===== GIVEN RECORDS
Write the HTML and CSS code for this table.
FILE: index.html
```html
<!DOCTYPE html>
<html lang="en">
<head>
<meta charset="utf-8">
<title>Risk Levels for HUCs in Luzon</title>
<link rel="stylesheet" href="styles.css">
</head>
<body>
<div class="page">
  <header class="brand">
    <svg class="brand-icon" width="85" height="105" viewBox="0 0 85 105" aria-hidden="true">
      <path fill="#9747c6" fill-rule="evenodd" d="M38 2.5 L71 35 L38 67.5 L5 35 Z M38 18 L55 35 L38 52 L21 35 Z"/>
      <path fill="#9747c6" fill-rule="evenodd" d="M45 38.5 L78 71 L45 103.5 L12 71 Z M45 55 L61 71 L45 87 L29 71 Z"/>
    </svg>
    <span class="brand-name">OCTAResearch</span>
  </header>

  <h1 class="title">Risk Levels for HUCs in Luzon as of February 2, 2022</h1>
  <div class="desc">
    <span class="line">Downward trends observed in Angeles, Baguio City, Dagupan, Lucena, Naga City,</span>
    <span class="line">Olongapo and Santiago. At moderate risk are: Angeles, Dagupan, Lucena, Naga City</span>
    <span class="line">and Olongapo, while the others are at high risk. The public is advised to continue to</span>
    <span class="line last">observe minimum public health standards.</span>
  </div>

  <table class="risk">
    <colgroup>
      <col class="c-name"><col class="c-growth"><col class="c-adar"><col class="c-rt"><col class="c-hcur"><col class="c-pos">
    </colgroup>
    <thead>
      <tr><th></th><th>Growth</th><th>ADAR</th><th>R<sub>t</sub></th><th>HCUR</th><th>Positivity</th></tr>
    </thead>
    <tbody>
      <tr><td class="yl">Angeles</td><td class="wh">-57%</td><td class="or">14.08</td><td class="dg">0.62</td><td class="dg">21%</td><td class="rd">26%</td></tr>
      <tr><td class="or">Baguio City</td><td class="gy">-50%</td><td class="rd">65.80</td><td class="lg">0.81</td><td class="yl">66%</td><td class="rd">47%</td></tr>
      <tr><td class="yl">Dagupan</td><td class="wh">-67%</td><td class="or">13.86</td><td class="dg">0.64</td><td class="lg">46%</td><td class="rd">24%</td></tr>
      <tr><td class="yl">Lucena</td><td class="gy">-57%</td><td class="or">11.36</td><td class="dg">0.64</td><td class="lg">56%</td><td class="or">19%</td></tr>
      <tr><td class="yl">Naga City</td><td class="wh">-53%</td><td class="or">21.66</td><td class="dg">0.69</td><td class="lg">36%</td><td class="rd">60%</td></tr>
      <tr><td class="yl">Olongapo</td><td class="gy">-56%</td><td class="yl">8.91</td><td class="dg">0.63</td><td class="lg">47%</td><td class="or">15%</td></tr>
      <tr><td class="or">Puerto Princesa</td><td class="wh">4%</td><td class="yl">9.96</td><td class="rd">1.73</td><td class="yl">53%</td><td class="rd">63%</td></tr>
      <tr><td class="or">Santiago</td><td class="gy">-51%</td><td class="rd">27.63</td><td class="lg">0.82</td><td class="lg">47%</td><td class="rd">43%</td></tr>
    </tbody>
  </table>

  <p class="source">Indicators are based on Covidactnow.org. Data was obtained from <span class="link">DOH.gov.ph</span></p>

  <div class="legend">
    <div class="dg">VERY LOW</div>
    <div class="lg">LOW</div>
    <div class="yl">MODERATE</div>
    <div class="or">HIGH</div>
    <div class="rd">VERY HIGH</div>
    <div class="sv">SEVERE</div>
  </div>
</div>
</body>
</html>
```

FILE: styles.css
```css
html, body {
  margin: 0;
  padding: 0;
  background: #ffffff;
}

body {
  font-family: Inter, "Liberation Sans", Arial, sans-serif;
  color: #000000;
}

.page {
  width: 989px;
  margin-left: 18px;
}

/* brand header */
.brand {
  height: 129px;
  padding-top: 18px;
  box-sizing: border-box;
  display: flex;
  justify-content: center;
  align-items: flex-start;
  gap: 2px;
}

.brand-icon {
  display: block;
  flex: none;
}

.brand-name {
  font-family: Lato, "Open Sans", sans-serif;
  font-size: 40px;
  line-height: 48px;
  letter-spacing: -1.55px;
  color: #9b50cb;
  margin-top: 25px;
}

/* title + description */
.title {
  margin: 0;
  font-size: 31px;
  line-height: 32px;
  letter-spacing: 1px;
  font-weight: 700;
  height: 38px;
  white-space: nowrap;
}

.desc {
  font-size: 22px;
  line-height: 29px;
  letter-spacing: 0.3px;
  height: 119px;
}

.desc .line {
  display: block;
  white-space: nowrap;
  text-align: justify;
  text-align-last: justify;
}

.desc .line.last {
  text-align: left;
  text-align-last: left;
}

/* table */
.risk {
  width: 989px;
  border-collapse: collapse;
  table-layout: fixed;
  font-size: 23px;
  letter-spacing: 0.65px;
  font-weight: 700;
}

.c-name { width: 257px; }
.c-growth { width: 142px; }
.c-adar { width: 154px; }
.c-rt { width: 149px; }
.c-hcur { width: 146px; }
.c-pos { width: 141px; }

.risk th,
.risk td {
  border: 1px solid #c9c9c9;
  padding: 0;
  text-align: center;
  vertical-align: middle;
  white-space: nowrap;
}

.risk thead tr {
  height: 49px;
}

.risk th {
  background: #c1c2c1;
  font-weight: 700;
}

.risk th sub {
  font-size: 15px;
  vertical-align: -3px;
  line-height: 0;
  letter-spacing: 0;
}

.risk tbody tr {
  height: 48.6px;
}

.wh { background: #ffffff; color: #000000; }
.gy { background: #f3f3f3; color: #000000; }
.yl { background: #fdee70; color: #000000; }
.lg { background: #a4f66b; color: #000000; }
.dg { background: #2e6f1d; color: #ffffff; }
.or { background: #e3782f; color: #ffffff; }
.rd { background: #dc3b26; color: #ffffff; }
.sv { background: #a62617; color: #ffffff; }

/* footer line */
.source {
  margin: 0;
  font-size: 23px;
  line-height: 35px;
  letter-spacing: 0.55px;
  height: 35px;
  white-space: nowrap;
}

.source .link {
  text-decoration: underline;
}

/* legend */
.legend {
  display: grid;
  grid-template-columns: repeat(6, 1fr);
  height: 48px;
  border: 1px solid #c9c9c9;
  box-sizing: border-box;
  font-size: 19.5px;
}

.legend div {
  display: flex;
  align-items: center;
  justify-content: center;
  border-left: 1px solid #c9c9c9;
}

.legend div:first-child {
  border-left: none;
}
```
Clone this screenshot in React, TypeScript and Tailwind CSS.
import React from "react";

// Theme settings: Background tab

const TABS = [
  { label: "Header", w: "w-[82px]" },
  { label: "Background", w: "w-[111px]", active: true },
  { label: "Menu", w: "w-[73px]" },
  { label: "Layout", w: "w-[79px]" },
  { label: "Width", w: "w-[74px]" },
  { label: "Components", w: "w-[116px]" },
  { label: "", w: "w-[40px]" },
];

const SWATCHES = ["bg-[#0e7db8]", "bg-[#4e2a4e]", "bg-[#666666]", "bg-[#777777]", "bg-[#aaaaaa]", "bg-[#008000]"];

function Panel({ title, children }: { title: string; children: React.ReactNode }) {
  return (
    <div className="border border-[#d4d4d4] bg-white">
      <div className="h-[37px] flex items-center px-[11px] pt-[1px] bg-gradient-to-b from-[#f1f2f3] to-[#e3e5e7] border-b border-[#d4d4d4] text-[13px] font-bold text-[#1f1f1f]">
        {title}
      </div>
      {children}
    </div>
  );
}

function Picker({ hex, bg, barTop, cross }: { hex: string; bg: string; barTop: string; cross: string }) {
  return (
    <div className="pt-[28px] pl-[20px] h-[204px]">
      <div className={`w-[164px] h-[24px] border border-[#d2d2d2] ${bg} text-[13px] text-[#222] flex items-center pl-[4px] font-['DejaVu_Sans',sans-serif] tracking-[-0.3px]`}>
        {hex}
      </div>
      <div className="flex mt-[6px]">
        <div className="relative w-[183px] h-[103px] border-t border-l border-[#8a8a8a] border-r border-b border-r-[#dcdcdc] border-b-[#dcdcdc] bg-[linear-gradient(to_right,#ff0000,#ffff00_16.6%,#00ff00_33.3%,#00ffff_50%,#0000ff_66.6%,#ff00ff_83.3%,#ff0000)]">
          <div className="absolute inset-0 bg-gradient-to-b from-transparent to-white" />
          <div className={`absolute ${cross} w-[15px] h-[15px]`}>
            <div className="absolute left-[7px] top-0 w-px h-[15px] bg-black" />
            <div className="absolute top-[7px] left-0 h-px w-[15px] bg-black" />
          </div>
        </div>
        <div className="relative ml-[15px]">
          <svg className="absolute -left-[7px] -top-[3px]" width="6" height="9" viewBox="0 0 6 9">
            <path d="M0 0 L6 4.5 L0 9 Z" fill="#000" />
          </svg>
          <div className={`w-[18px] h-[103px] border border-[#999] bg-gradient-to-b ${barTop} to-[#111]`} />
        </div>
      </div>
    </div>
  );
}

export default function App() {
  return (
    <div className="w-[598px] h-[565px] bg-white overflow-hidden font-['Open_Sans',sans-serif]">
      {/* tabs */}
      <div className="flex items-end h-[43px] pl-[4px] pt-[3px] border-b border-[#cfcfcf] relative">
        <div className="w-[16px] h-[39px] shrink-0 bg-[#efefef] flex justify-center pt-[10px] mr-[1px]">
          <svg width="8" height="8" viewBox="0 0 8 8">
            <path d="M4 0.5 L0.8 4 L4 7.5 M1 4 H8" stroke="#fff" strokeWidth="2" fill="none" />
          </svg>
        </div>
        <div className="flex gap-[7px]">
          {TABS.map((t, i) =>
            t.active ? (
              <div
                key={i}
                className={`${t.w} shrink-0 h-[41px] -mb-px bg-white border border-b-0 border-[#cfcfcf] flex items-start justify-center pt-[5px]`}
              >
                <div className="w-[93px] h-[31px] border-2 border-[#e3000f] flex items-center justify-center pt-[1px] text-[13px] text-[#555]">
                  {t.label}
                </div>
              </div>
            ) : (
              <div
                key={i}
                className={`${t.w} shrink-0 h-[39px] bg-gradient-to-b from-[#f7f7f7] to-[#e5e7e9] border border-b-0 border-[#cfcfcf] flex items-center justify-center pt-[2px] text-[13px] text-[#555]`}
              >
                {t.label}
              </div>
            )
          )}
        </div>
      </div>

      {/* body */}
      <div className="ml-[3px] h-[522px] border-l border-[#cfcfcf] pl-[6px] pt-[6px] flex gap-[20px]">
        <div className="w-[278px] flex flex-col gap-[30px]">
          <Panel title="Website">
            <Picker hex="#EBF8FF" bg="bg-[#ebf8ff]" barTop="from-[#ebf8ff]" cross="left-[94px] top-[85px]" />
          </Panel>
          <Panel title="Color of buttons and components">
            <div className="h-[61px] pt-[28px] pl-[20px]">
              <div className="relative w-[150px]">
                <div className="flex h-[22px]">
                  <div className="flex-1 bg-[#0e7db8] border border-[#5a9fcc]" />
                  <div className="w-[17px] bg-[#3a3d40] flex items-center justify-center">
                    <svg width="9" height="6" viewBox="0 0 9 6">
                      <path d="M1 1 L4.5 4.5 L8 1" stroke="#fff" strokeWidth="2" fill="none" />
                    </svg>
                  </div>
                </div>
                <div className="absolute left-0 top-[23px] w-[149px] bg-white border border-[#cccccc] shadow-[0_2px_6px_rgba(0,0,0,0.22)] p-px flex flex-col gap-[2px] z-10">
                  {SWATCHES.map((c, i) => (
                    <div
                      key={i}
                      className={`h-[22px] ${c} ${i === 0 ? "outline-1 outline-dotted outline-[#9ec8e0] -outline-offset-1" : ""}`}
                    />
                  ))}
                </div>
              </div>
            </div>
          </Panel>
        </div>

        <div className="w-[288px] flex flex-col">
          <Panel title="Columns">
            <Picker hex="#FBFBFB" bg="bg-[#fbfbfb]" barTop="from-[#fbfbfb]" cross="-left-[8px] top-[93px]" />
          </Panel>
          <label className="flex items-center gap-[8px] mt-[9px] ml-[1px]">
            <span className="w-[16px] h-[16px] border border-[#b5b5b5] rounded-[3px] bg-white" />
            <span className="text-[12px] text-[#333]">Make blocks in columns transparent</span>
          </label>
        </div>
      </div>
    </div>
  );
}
==========
◆ YOUR TASK ◆
Return exactly the lines from the line that has "Clone this screenshot" to the line that has "settings: Background tab", both of them included.

◆ REPLY ◆
Clone this screenshot in React, TypeScript and Tailwind CSS.
import React from "react";

// Theme settings: Background tab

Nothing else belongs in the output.